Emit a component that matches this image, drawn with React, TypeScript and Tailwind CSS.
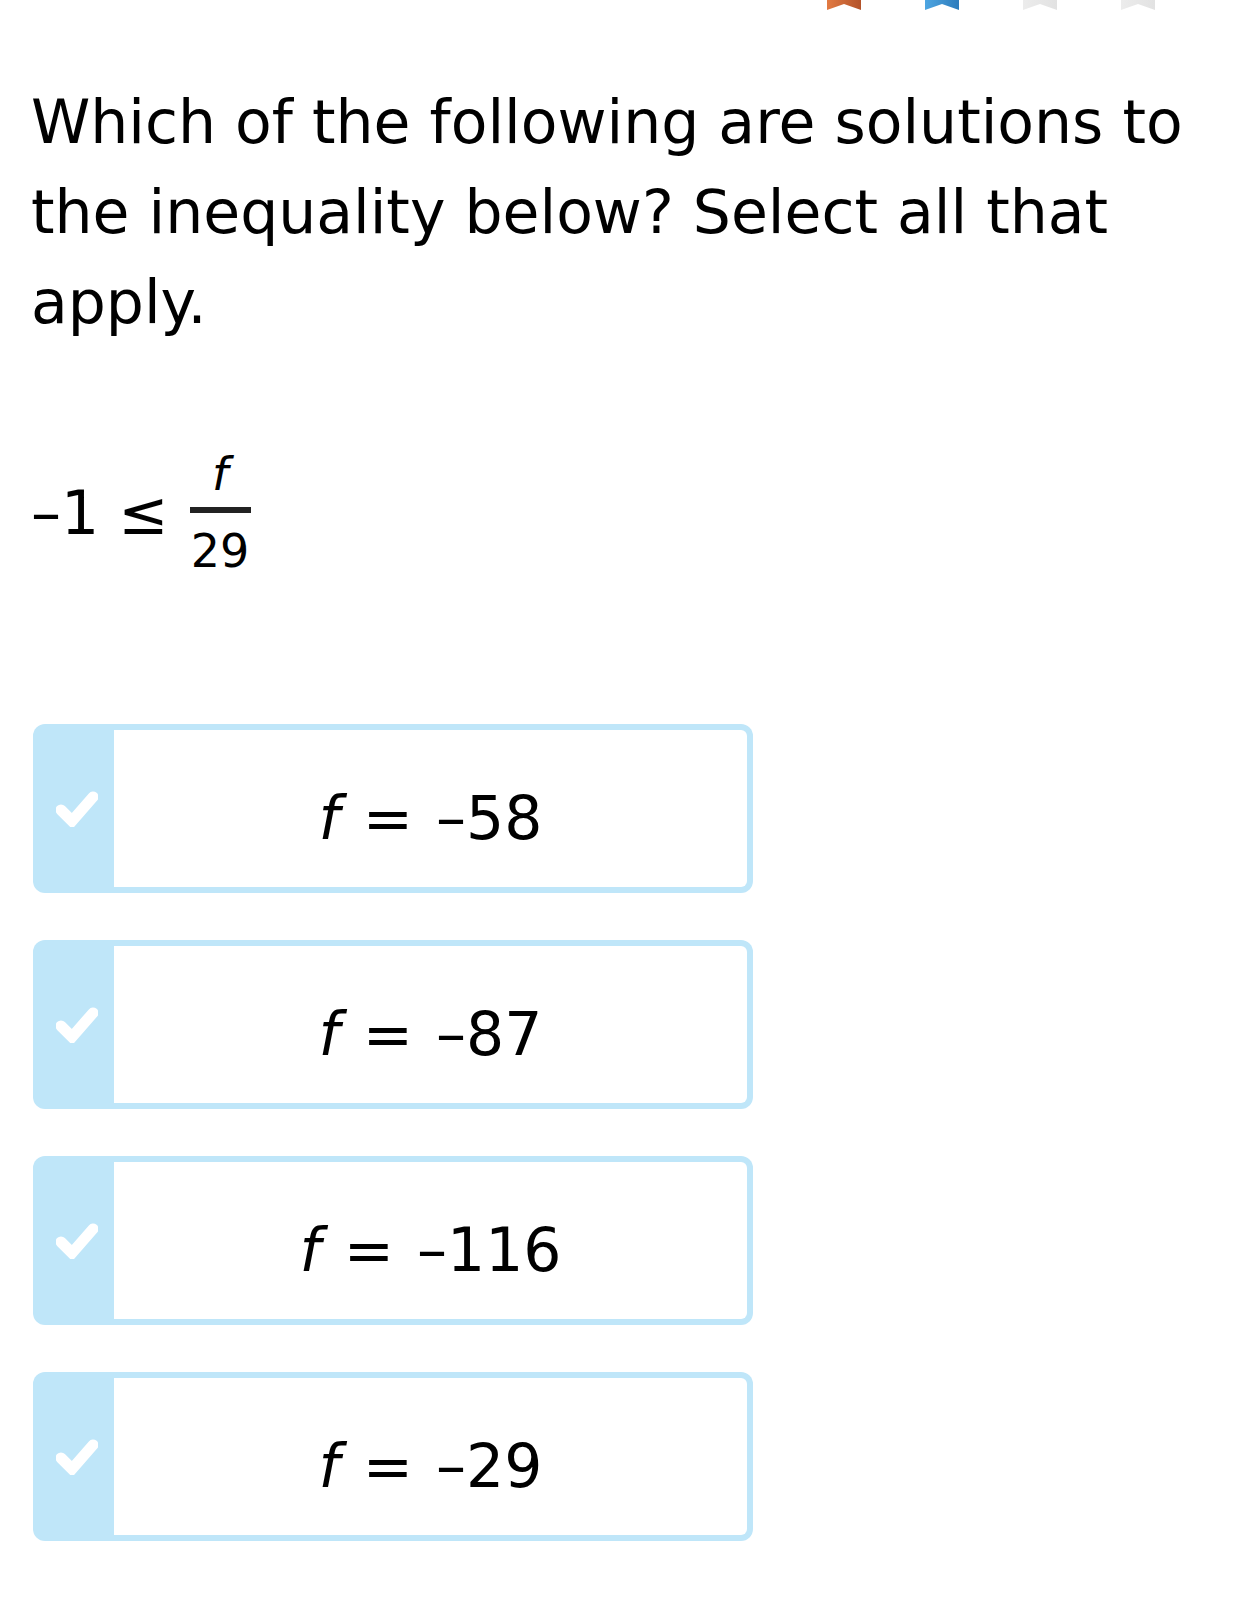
import { useState } from "react";

const ribbons = [
  { id: "r1", from: "#e27a42", to: "#b3532a" },
  { id: "r2", from: "#4ea6e2", to: "#2d7cbc" },
  { id: "r3", from: "#ececec", to: "#e2e2e2" },
  { id: "r4", from: "#ececec", to: "#e2e2e2" },
];

const answers = ["58", "87", "116", "29"];

function Ribbon({ id, from, to }: { id: string; from: string; to: string }) {
  return (
    <svg width="34" height="10" viewBox="0 0 34 10">
      <defs>
        <linearGradient id={id} x1="0" y1="0" x2="1" y2="0">
          <stop offset="0" stopColor={from} />
          <stop offset="1" stopColor={to} />
        </linearGradient>
      </defs>
      <polygon points="0,0 34,0 34,10 17,4 0,10" fill={`url(#${id})`} />
    </svg>
  );
}

function Check() {
  return (
    <svg width="42" height="36" viewBox="0 0 42 36">
      <polyline
        points="5,19 16,30 37,6"
        fill="none"
        stroke="white"
        strokeWidth="11"
        strokeLinejoin="miter"
        strokeLinecap="round"
      />
    </svg>
  );
}

export default function App() {
  const [selected, setSelected] = useState<string[]>([]);

  function toggle(value: string) {
    setSelected((prev) =>
      prev.includes(value) ? prev.filter((v) => v !== value) : [...prev, value]
    );
  }

  return (
    <div className="min-h-[1615px] w-full bg-white text-black font-['DejaVu_Sans','Liberation_Sans',sans-serif]">
      <div className="flex h-[15px] gap-[64px] pl-[827px]">
        {ribbons.map((r) => (
          <Ribbon key={r.id} {...r} />
        ))}
      </div>

      <p className="mt-[62px] w-[1200px] pl-[31px] text-[60px] leading-[90px]">
        Which of the following are solutions to the inequality below? Select
        all that apply.
      </p>

      <div className="mt-[104px] flex items-center pl-[31px]">
        <span className="text-[60px] leading-[60px]">–1 ≤</span>
        <div className="ml-[21px] flex w-[61px] flex-col items-center">
          <span className="text-[46px] italic leading-[46px]">f</span>
          <div className="mt-[10px] h-[6px] w-full bg-[#222]" />
          <span className="mt-[15px] text-[46px] leading-[46px]">29</span>
        </div>
      </div>

      <div className="mt-[150px] flex w-[720px] flex-col gap-[47px] ml-[33px]">
        {answers.map((a) => (
          <button
            key={a}
            type="button"
            onClick={() => toggle(a)}
            className="flex h-[169px] rounded-[12px] bg-[#bfe6f9] p-[6px] pl-0 text-left"
          >
            <div className="flex w-[81px] shrink-0 items-center justify-center pl-[6px]">
              <Check />
            </div>
            <div
              className={
                selected.includes(a)
                  ? "flex flex-1 items-center justify-center rounded-r-[6px] bg-[#eef8fd] pt-[18px]"
                  : "flex flex-1 items-center justify-center rounded-r-[6px] bg-white pt-[18px]"
              }
            >
              <span className="text-[60px] leading-[60px] whitespace-pre [word-spacing:4px]">
                <i>f</i> = –{a}
              </span>
            </div>
          </button>
        ))}
      </div>
    </div>
  );
}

___

(WHAT THE EXERCISE ASKS) Which lines in the listing above hold the word "that"? Show each of them.

(TASK RESULT)
Emit a component that matches this image, drawn with React, TypeScript and Tailwind CSS.
        all that apply.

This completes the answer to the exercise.